Le rinnovabili e il Ritardometro dell’Italia frenata. Elettricità Futura: troppi paletti nel decreto per le aree idonee
Se il mondo della politica già si sente in vacanza, non va al mare quello dell’industria. Per le rinnovabili – tema sul quale il governo Meloni ribadisce una convinta una manovra – scende in campo Elettricità Futura, associazione della filiera dell’elettrico che conta il 70% del mercato. Lo fa con una lettera che il suo presidente Agostino Re Rebaudengo ha inviato ai ministri Gilberto Pichetto Fratin, Gennaro Sangiuliano e Francesco Lollobrigida sulle gravi criticità del Decreto ministeriale per le aree idonee, il cui esito è atteso da oltre 18 mesi (ora è fermo all’esame della Conferenza unificata). Mentre il Ritardometro del blog di Re Rebaudengo fa scorrere i giorni: già 416 quelli trascorsi dal giugno 2022, la scadenza per questo Decreto e per le nuove aste delle rinnovabili.
“Se il decreto sulle aree idonee resta nella versione attuale – ha spiegato Re Rebaudengo a Il Sole 24 Ore – sarà impossibile lo sviluppo degli impianti rinnovabili. La definizione di aree idonee serve a ridurre a un terzo i tempi dei permessi in aree del paese predefinite. Con i criteri individuati, invece, per gli operatori sarà paradossalmente più conveniente andare a investire direttamente nelle aree non idonee”.
Da Elettricità Futura, insomma, la chiara preoccupazione per “paletti troppo stringenti, come la possibilità di utilizzare solo il 10% di un terreno ad uso agricolo per il fotovoltaico”.
“Il decreto – riconosce Re Rebaudengo – ha aspetti positivi, come il target di 80 gigawatt di rinnovabili entro il 2030, molto prossimo a quello già proposto da noi che prevede 360 miliardi di benefici economici. O “la premialità tra le regioni più virtuose”.
Ma poi ci sono gli aspetti negativi. Inaccettabili “gli indici previsti per i terreni ad uso agricolo, che limitano al 10% dell’area lo spazio dove costruire l’impianto fotovoltaico a terra e del 20% nel caso di agrivoltaico”. Un decreto che passasse in questa versione trasformerebbe di fatto, dice EF, le aree in non idonee: “In Italia i terreni sono tipicamente molto frazionati. E quindi se un operatore deve avere un’area 10 volte più grande di quella necessaria per l’impianto, diventa un’impresa mettere insieme il territorio necessario”. Un fattore considerato generatore di un meccanismo speculativo sul prezzo dei terreni “con evidenti costi da trasferire su quello dell’energia”. Servono modifiche, come quella di capovolgere le percentuali, riservando il 10 o 20% all’uso agricolo e non viceversa.

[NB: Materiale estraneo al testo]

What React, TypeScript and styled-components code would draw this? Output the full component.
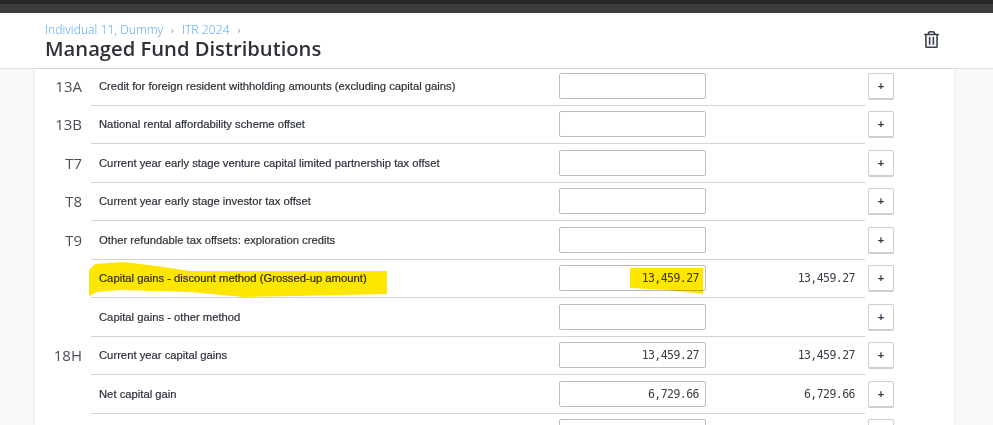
import styled, { createGlobalStyle } from "styled-components";
import { FaRegTrashAlt } from "react-icons/fa";

const GlobalStyle = createGlobalStyle`
    html, body {
        margin: 0;
        height: 425px;
        overflow: hidden;
        background-color: #f7f8fa;
    }
`;

const TopBar = styled.div`
    height: 13px;
    box-sizing: border-box;
    background-color: #3d3d3d;
    border-top: 4px solid #282828;
`;

const Header = styled.header`
    height: 56px;
    box-sizing: border-box;
    display: flex;
    justify-content: space-between;
    padding: 9px 53px 0 45px;
    background-color: #fff;
    border-bottom: 1px solid #dedede;
`;

const Crumbs = styled.div`
    display: flex;
    align-items: center;
    gap: 8px;
    height: 15px;
    font: 300 12.2px/15px "Open Sans", sans-serif;
    color: #4fa3ee;
`;

const Chevron = styled.span`
    font-size: 11px;
    color: #666;
`;

const Title = styled.h1`
    margin: 0;
    font: 600 20.2px/23px "Open Sans", sans-serif;
    color: #2e3238;
`;

const TrashButton = styled.div`
    margin-top: 9px;
    color: #39414d;
    font-size: 17px;
    line-height: 17px;
`;

const Card = styled.main`
    width: 919px;
    height: 356px;
    margin-left: 35px;
    overflow: hidden;
    background-color: #fff;
    box-shadow: 0 0 3px rgba(0, 0, 0, 0.08);
`;

const Row = styled.div`
    position: relative;
    display: flex;
    height: 38.5px;
    box-sizing: border-box;
    &:first-child {
        height: 36.75px;
    }
`;

const Code = styled.div`
    width: 56px;
    box-sizing: border-box;
    padding: 5.25px 9px 0 0;
    text-align: right;
    font: 400 15px/26px "Open Sans", sans-serif;
    color: #4a4f56;
    ${Row}:first-child & {
        padding-top: 4px;
    }
`;

const Line = styled.div`
    width: 774px;
    box-sizing: border-box;
    display: flex;
    padding: 5.25px 10px 0 8px;
    border-bottom: 1px solid #d4d4d4;
    ${Row}:first-child & {
        padding-top: 4px;
    }
`;

const Label = styled.div`
    width: 460px;
    font: 400 11.25px/26px "Liberation Sans", Arial, sans-serif;
    -webkit-text-stroke: 0.2px #2c3138;
    color: #2c3138;
`;

const Amount = styled.input`
    width: 147px;
    height: 26px;
    box-sizing: border-box;
    padding: 0 6px 0 0;
    border: 1px solid #bcbcbc;
    border-radius: 2px;
    outline: none;
    background: transparent;
    text-align: right;
    font: 400 11.5px "DejaVu Sans Mono", monospace;
    letter-spacing: -0.55px;
    color: #3a3f46;
`;

const Total = styled.div`
    flex: 1;
    text-align: right;
    font: 400 11.5px/26px "DejaVu Sans Mono", monospace;
    letter-spacing: -0.55px;
    color: #3a3f46;
`;

const AddButton = styled.button`
    width: 26px;
    height: 27px;
    margin: 5.25px 0 0 3px;
    padding: 0;
    box-sizing: border-box;
    border: 1px solid #cfcfcf;
    border-bottom-width: 2px;
    border-radius: 2px;
    background-color: #fff;
    font: 700 11px "Liberation Sans", sans-serif;
    color: #333a44;
    ${Row}:first-child & {
        margin-top: 4px;
    }
`;

const Marker = styled.svg<{ $left: number }>`
    position: absolute;
    left: ${(props) => props.$left}px;
    top: 0;
    overflow: visible;
    mix-blend-mode: multiply;
    pointer-events: none;
`;

const rows = [
    { code: "13A", label: "Credit for foreign resident withholding amounts (excluding capital gains)" },
    { code: "13B", label: "National rental affordability scheme offset" },
    { code: "T7", label: "Current year early stage venture capital limited partnership tax offset" },
    { code: "T8", label: "Current year early stage investor tax offset" },
    { code: "T9", label: "Other refundable tax offsets: exploration credits" },
    { code: "", label: "Capital gains - discount method (Grossed-up amount)", value: "13,459.27", total: "13,459.27", marked: true },
    { code: "", label: "Capital gains - other method" },
    { code: "18H", label: "Current year capital gains", value: "13,459.27", total: "13,459.27" },
    { code: "", label: "Net capital gain", value: "6,729.66", total: "6,729.66" },
    { code: "", label: "" },
];

export default function App() {
    return (
        <>
            <GlobalStyle />
            <TopBar />
            <Header>
                <div>
                    <Crumbs>
                        <span>Individual 11, Dummy</span>
                        <Chevron>›</Chevron>
                        <span>ITR 2024</span>
                        <Chevron>›</Chevron>
                    </Crumbs>
                    <Title>Managed Fund Distributions</Title>
                </div>
                <TrashButton>
                    <FaRegTrashAlt />
                </TrashButton>
            </Header>
            <Card>
                {rows.map((row, i) => (
                    <Row key={i}>
                        <Code>{row.code}</Code>
                        <Line>
                            <Label>{row.label}</Label>
                            <Amount readOnly value={row.value ?? ""} />
                            <Total>{row.total}</Total>
                        </Line>
                        <AddButton>+</AddButton>
                        {row.marked && (
                            <>
                                <Marker $left={54} width="298" height="36" fill="#ffe600">
                                    <polygon points="0,10 6,4 34,2 68,6 101,11 298,11 298,34 208,36 154,37 101,32 31,30 8,32 0,36" />
                                </Marker>
                                <Marker $left={595} width="74" height="34" fill="#ffe600">
                                    <polygon points="0,8 73,8 73,34 65,33 37,30 0,28" />
                                </Marker>
                            </>
                        )}
                    </Row>
                ))}
            </Card>
        </>
    );
}
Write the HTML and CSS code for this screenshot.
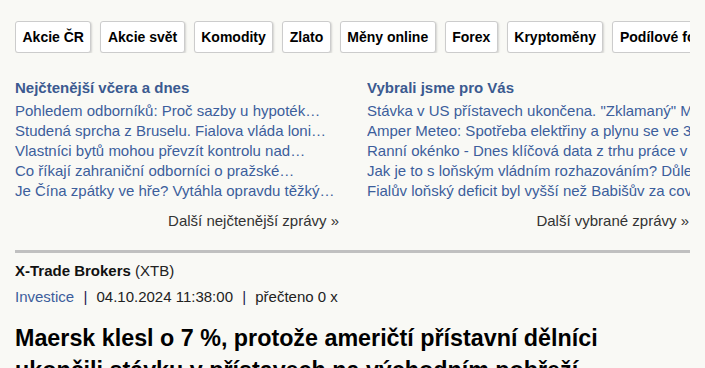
FILE: index.html
```html
<!DOCTYPE html>
<html>

<head>
    <link rel="stylesheet" href="styles.css">
</head>

<body>
    <div id="page">
        <div id="tabs">
            <a class="tab" href="#">Akcie ČR</a>
            <a class="tab" href="#">Akcie svět</a>
            <a class="tab" href="#">Komodity</a>
            <a class="tab" href="#">Zlato</a>
            <a class="tab" href="#">Měny online</a>
            <a class="tab" href="#">Forex</a>
            <a class="tab" href="#">Kryptoměny</a>
            <a class="tab" href="#">Podílové fondy</a>
        </div>

        <div id="news">
            <div class="news-col">
                <h3>Nejčtenější včera a dnes</h3>
                <a href="#">Pohledem odborníků: Proč sazby u hypoték…</a>
                <a href="#">Studená sprcha z Bruselu. Fialova vláda loni…</a>
                <a href="#">Vlastníci bytů mohou převzít kontrolu nad…</a>
                <a href="#">Co říkají zahraniční odborníci o pražské…</a>
                <a href="#">Je Čína zpátky ve hře? Vytáhla opravdu těžký…</a>
                <a class="more" href="#">Další nejčtenější zprávy »</a>
            </div>
            <div class="news-col">
                <h3>Vybrali jsme pro Vás</h3>
                <a href="#">Stávka v US přístavech ukončena. "Zklamaný" Maersk…</a>
                <a href="#">Amper Meteo: Spotřeba elektřiny a plynu se ve 39.…</a>
                <a href="#">Ranní okénko - Dnes klíčová data z trhu práce v USA</a>
                <a href="#">Jak je to s loňským vládním rozhazováním? Důležitá…</a>
                <a href="#">Fialův loňský deficit byl vyšší než Babišův za covidu</a>
                <a class="more" href="#">Další vybrané zprávy »</a>
            </div>
        </div>

        <div id="article">
            <div class="author"><b>X-Trade Brokers</b> (XTB)</div>
            <div class="meta">
                <a href="#">Investice</a>
                <span class="sep">|</span>
                <span>04.10.2024 11:38:00</span>
                <span class="sep">|</span>
                <span>přečteno 0 x</span>
            </div>
            <h1>Maersk klesl o 7 %, protože američtí přístavní dělníci ukončili stávku v přístavech na východním pobřeží</h1>
        </div>
    </div>
</body>

</html>
```

FILE: styles.css
```css
body {
    margin: 0;
    padding: 0;
    background: #f9f9f5;
    color: #222;
    font-family: "Liberation Sans", Arial, sans-serif;
    font-size: 15px;
}

a {
    text-decoration: none;
}

#page {
    width: 675px;
    margin-left: 15px;
    padding-top: 21px;
    overflow: hidden;
}

#tabs {
    display: flex;
    gap: 9px;
    overflow: hidden;
}

.tab {
    flex: none;
    height: 30px;
    line-height: 30px;
    padding: 0 6.5px;
    background: #fff;
    border: 1px solid #ccc;
    border-radius: 3px;
    box-shadow: 1px 1px 2px rgba(0, 0, 0, 0.15);
    color: #000;
    font-size: 14px;
    font-weight: bold;
    white-space: nowrap;
}

#news {
    display: grid;
    grid-template-columns: 325px 323px;
    gap: 27px;
    margin-top: 25px;
}

.news-col {
    display: flex;
    flex-direction: column;
    line-height: 20px;
    overflow: hidden;
}

.news-col h3 {
    margin: 0 0 3px;
    font-size: 15px;
    color: #3b5a90;
}

.news-col a {
    color: #3c5e9c;
    white-space: nowrap;
    overflow: hidden;
}

.news-col a.more {
    margin-top: 10px;
    align-self: flex-end;
    color: #333;
    padding-right: 1px;
}

#article {
    margin-top: 19px;
    border-top: 3px solid #c0c0c0;
    padding-top: 8px;
    line-height: 20px;
}

.author b {
    color: #111;
}

.meta {
    margin-top: 6px;
    color: #222;
}

.meta a {
    color: #3c5e9c;
}

.sep {
    color: #1a1a50;
    margin: 0 5px;
}

h1 {
    margin: 15px 0 0;
    font-size: 23.3px;
    line-height: 32px;
    color: #000;
}
```
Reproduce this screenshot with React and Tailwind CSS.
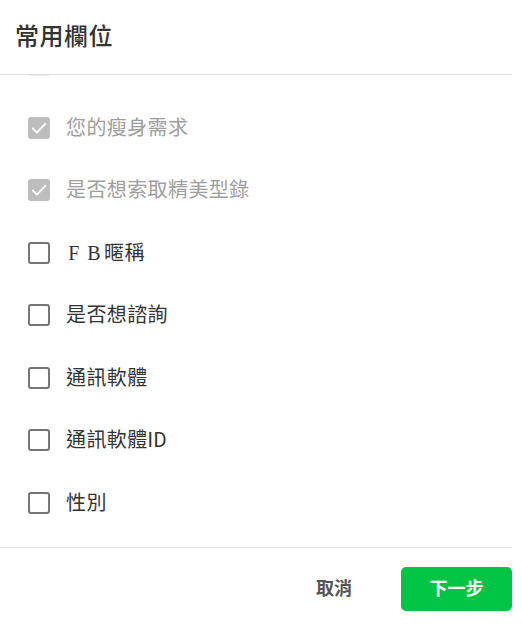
import React from "react";

const items = [
  { label: "", checked: true },
  { label: "您的瘦身需求", checked: true },
  { label: "是否想索取精美型錄", checked: true },
  { label: "FB", fb: true, checked: false },
  { label: "是否想諮詢", checked: false },
  { label: "通訊軟體", checked: false },
  { label: "通訊軟體ID", checked: false },
  { label: "性別", checked: false },
];

function Box({ checked, faint }) {
  if (checked) {
    return (
      <div className={"w-[22px] h-[22px] rounded-[3px] flex items-center justify-center shrink-0 " + (faint ? "bg-[#e8e8e8]" : "bg-[#bdbdbd]")}>
        <svg width="20" height="20" viewBox="0 0 24 24">
          <path d="M4.5 12.5l5 5 10-10.5" fill="none" stroke="#fff" strokeWidth="2.3" strokeLinecap="round" strokeLinejoin="round" />
        </svg>
      </div>
    );
  }
  return <div className="w-[22px] h-[22px] rounded-[3px] border-2 border-[#757575] shrink-0" />;
}

export default function App() {
  return (
    <div
      className="w-[512px] h-[630px] bg-white flex flex-col"
      style={{ fontFamily: "Roboto, 'Noto Sans CJK TC', sans-serif" }}
    >
      <div className="h-[75px] shrink-0 border-b border-[#e0e0e0] flex items-center pl-[15px]">
        <h1 className="text-[24px] font-medium text-[#333] leading-none tracking-[0.5px]">常用欄位</h1>
      </div>
      <div className="h-[473px] shrink-0 overflow-hidden border-b border-[#e0e0e0]">
        <div className="mt-[-41px] flex flex-col">
          {items.map((it, i) => (
            <div key={i} className="h-[62.5px] flex items-center pl-[28px] gap-[16px]">
              <Box checked={it.checked} faint={i === 0} />
              <span
                className={
                  "text-[20px] leading-none tracking-[0.4px] " +
                  (it.checked ? "text-[#9e9e9e]" : "text-[#333]")
                }
              >
                {it.fb ? (
                  <span className="inline-flex items-center">
                    <span className="inline-block w-[20px] text-center ml-[-2px]" style={{ fontFamily: "'Liberation Serif', serif" }}>F</span>
                    <span className="inline-block w-[20px] text-center" style={{ fontFamily: "'Liberation Serif', serif" }}>B</span>
                    <span>暱稱</span>
                  </span>
                ) : (
                  it.label
                )}
              </span>
            </div>
          ))}
        </div>
      </div>
      <div className="flex-1 flex items-center justify-end gap-[32px]">
        <button className="w-[70px] h-[44px] text-[18px] font-bold text-[#555] leading-none">取消</button>
        <button className="w-[111px] h-[44px] rounded-[5px] bg-[#00c544] text-white text-[18px] font-bold leading-none">
          下一步
        </button>
      </div>
    </div>
  );
}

Stigmatizzata anche la previsione per l’eolico, realizzabile “solo se è presente una ventosità che garantisce 2.250 ore annue di produzione”. Un dato attualmente verificabile in poche zone del Paese. E suscettibile poi di una variabilità condizionata dai fenomeni meteo. Non proprio lo scenario normativo migliore per investire. La soluzione? Copiare la Germania, dove se il vento è minore di quello della media storica, sono previste correzioni in aumento fino al 30 per cento della tariffa.
Non manca, poi, il richiamo a una burocrazia chiusa nelle sue procedure. Tanto inavvertita della funzione di decarbonizzazione assicurata dagli impianti per le rinnovabili e della loro flessibilità indirizzata al successivo riciclo, da stabilire distanze fino a 7 chilometri dai siti Unesco. Senza contare le sabbie mobili in cui sembra finito il decreto attuativo delle
Comunità energetiche rinnovabili. Il disegno di un Paese ancora a due marce, sulle rinnovabili. A Pichetto, Sangiuliano e Lollobrigida il compito di rispondere a Elettricità Futura.